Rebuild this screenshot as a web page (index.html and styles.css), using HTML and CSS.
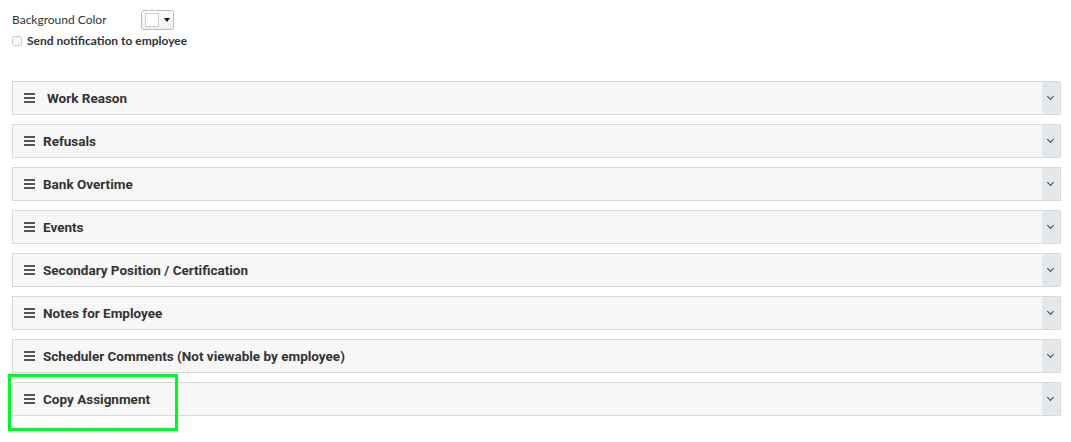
FILE: index.html
```html
<!DOCTYPE html>
<html lang="en">
  <head>
    <meta charset="UTF-8">
    <title>Assignment</title>
    <link rel="stylesheet" href="styles.css">
  </head>
  <body>
    <main class="page">
        <div class="field">
            <span class="field-label">Background Color</span>
            <button class="color-picker" type="button">
                <span class="swatch"></span>
                <span class="caret"></span>
            </button>
        </div>
        <label class="notify">
            <input type="checkbox" class="notify-box">
            <span>Send notification to employee</span>
        </label>

        <div class="sections">
            <div class="section">
                <span class="handle"></span>
                <span class="title title-wide">Work Reason</span>
                <span class="toggle"></span>
            </div>
            <div class="section">
                <span class="handle"></span>
                <span class="title">Refusals</span>
                <span class="toggle"></span>
            </div>
            <div class="section">
                <span class="handle"></span>
                <span class="title">Bank Overtime</span>
                <span class="toggle"></span>
            </div>
            <div class="section">
                <span class="handle"></span>
                <span class="title">Events</span>
                <span class="toggle"></span>
            </div>
            <div class="section">
                <span class="handle"></span>
                <span class="title">Secondary Position / Certification</span>
                <span class="toggle"></span>
            </div>
            <div class="section">
                <span class="handle"></span>
                <span class="title">Notes for Employee</span>
                <span class="toggle"></span>
            </div>
            <div class="section">
                <span class="handle"></span>
                <span class="title">Scheduler Comments (Not viewable by employee)</span>
                <span class="toggle"></span>
            </div>
            <div class="section highlighted">
                <span class="handle"></span>
                <span class="title">Copy Assignment</span>
                <span class="toggle"></span>
            </div>
        </div>
    </main>
  </body>
</html>
```

FILE: styles.css
```css
html, body {
    height: 100%;
}
body {
    margin: 0;
    font-family: Lato, "Open Sans", sans-serif;
    color: #333;
    background: #fff;
}
.page {
    padding: 9px 10px 30px 12px;
}
.field {
    display: flex;
    align-items: center;
    height: 21px;
}
.field-label {
    font-size: 12px;
    width: 129px;
}
.color-picker {
    display: flex;
    align-items: center;
    gap: 5px;
    width: 33px;
    height: 20px;
    padding: 0 0 0 3px;
    border: 1px solid #bbb;
    border-radius: 3px;
    background: linear-gradient(#fff, #f0f0f0);
}
.swatch {
    width: 12px;
    height: 12px;
    border: 1px solid #ccc;
    background: #fff;
}
.caret {
    width: 0;
    height: 0;
    border-left: 3.5px solid transparent;
    border-right: 3.5px solid transparent;
    border-top: 4px solid #111;
}
.notify {
    display: flex;
    align-items: center;
    gap: 5px;
    margin-top: 3px;
    font-size: 12px;
    font-weight: bold;
}
.notify-box {
    margin: 0;
    width: 10px;
    height: 10px;
    appearance: none;
    border: 1px solid #ccc;
    border-radius: 2px;
    background: #fafafa;
}
.sections {
    margin-top: 33px;
}
.section {
    position: relative;
    display: flex;
    align-items: center;
    height: 32px;
    margin-bottom: 9px;
    border: 1px solid #d9d9d9;
    background: #f7f7f7;
    font-family: Roboto, Arial, sans-serif;
}
.handle {
    width: 11px;
    height: 2px;
    margin-left: 11px;
    background: #555;
    box-shadow: 0 -4px 0 #555, 0 4px 0 #555;
}
.title {
    margin-left: 8px;
    font-size: 13.5px;
    font-weight: bold;
    color: #333;
}
.title-wide {
    margin-left: 12px;
}
.toggle {
    margin-left: auto;
    align-self: stretch;
    width: 18px;
    background: #e4e8eb;
    border-radius: 3px;
    position: relative;
}
.toggle::after {
    content: "";
    position: absolute;
    left: 6px;
    top: 12px;
    width: 4px;
    height: 4px;
    border-right: 1px solid #444;
    border-bottom: 1px solid #444;
    transform: rotate(45deg);
}
.highlighted::before {
    content: "";
    position: absolute;
    left: -5px;
    top: -9px;
    width: 164px;
    height: 51px;
    border: 3px solid #00f52a;
}
```
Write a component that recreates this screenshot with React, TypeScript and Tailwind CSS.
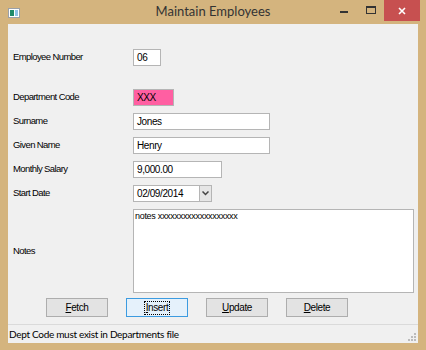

-----

*Aim of the task*: Repeat the material above in full and unchanged, minus its images.

*Output for this exercise*:
Rebuild this screenshot as a web page (index.html and styles.css), using HTML and CSS.
FILE: index.html
```html
<!DOCTYPE html>
<html lang="en">
  <head>
    <meta charset="UTF-8">
    <title>Assignment</title>
    <link rel="stylesheet" href="styles.css">
  </head>
  <body>
    <main class="page">
        <div class="field">
            <span class="field-label">Background Color</span>
            <button class="color-picker" type="button">
                <span class="swatch"></span>
                <span class="caret"></span>
            </button>
        </div>
        <label class="notify">
            <input type="checkbox" class="notify-box">
            <span>Send notification to employee</span>
        </label>

        <div class="sections">
            <div class="section">
                <span class="handle"></span>
                <span class="title title-wide">Work Reason</span>
                <span class="toggle"></span>
            </div>
            <div class="section">
                <span class="handle"></span>
                <span class="title">Refusals</span>
                <span class="toggle"></span>
            </div>
            <div class="section">
                <span class="handle"></span>
                <span class="title">Bank Overtime</span>
                <span class="toggle"></span>
            </div>
            <div class="section">
                <span class="handle"></span>
                <span class="title">Events</span>
                <span class="toggle"></span>
            </div>
            <div class="section">
                <span class="handle"></span>
                <span class="title">Secondary Position / Certification</span>
                <span class="toggle"></span>
            </div>
            <div class="section">
                <span class="handle"></span>
                <span class="title">Notes for Employee</span>
                <span class="toggle"></span>
            </div>
            <div class="section">
                <span class="handle"></span>
                <span class="title">Scheduler Comments (Not viewable by employee)</span>
                <span class="toggle"></span>
            </div>
            <div class="section highlighted">
                <span class="handle"></span>
                <span class="title">Copy Assignment</span>
                <span class="toggle"></span>
            </div>
        </div>
    </main>
  </body>
</html>
```

FILE: styles.css
```css
html, body {
    height: 100%;
}
body {
    margin: 0;
    font-family: Lato, "Open Sans", sans-serif;
    color: #333;
    background: #fff;
}
.page {
    padding: 9px 10px 30px 12px;
}
.field {
    display: flex;
    align-items: center;
    height: 21px;
}
.field-label {
    font-size: 12px;
    width: 129px;
}
.color-picker {
    display: flex;
    align-items: center;
    gap: 5px;
    width: 33px;
    height: 20px;
    padding: 0 0 0 3px;
    border: 1px solid #bbb;
    border-radius: 3px;
    background: linear-gradient(#fff, #f0f0f0);
}
.swatch {
    width: 12px;
    height: 12px;
    border: 1px solid #ccc;
    background: #fff;
}
.caret {
    width: 0;
    height: 0;
    border-left: 3.5px solid transparent;
    border-right: 3.5px solid transparent;
    border-top: 4px solid #111;
}
.notify {
    display: flex;
    align-items: center;
    gap: 5px;
    margin-top: 3px;
    font-size: 12px;
    font-weight: bold;
}
.notify-box {
    margin: 0;
    width: 10px;
    height: 10px;
    appearance: none;
    border: 1px solid #ccc;
    border-radius: 2px;
    background: #fafafa;
}
.sections {
    margin-top: 33px;
}
.section {
    position: relative;
    display: flex;
    align-items: center;
    height: 32px;
    margin-bottom: 9px;
    border: 1px solid #d9d9d9;
    background: #f7f7f7;
    font-family: Roboto, Arial, sans-serif;
}
.handle {
    width: 11px;
    height: 2px;
    margin-left: 11px;
    background: #555;
    box-shadow: 0 -4px 0 #555, 0 4px 0 #555;
}
.title {
    margin-left: 8px;
    font-size: 13.5px;
    font-weight: bold;
    color: #333;
}
.title-wide {
    margin-left: 12px;
}
.toggle {
    margin-left: auto;
    align-self: stretch;
    width: 18px;
    background: #e4e8eb;
    border-radius: 3px;
    position: relative;
}
.toggle::after {
    content: "";
    position: absolute;
    left: 6px;
    top: 12px;
    width: 4px;
    height: 4px;
    border-right: 1px solid #444;
    border-bottom: 1px solid #444;
    transform: rotate(45deg);
}
.highlighted::before {
    content: "";
    position: absolute;
    left: -5px;
    top: -9px;
    width: 164px;
    height: 51px;
    border: 3px solid #00f52a;
}
```
Write a component that recreates this screenshot with React, TypeScript and Tailwind CSS.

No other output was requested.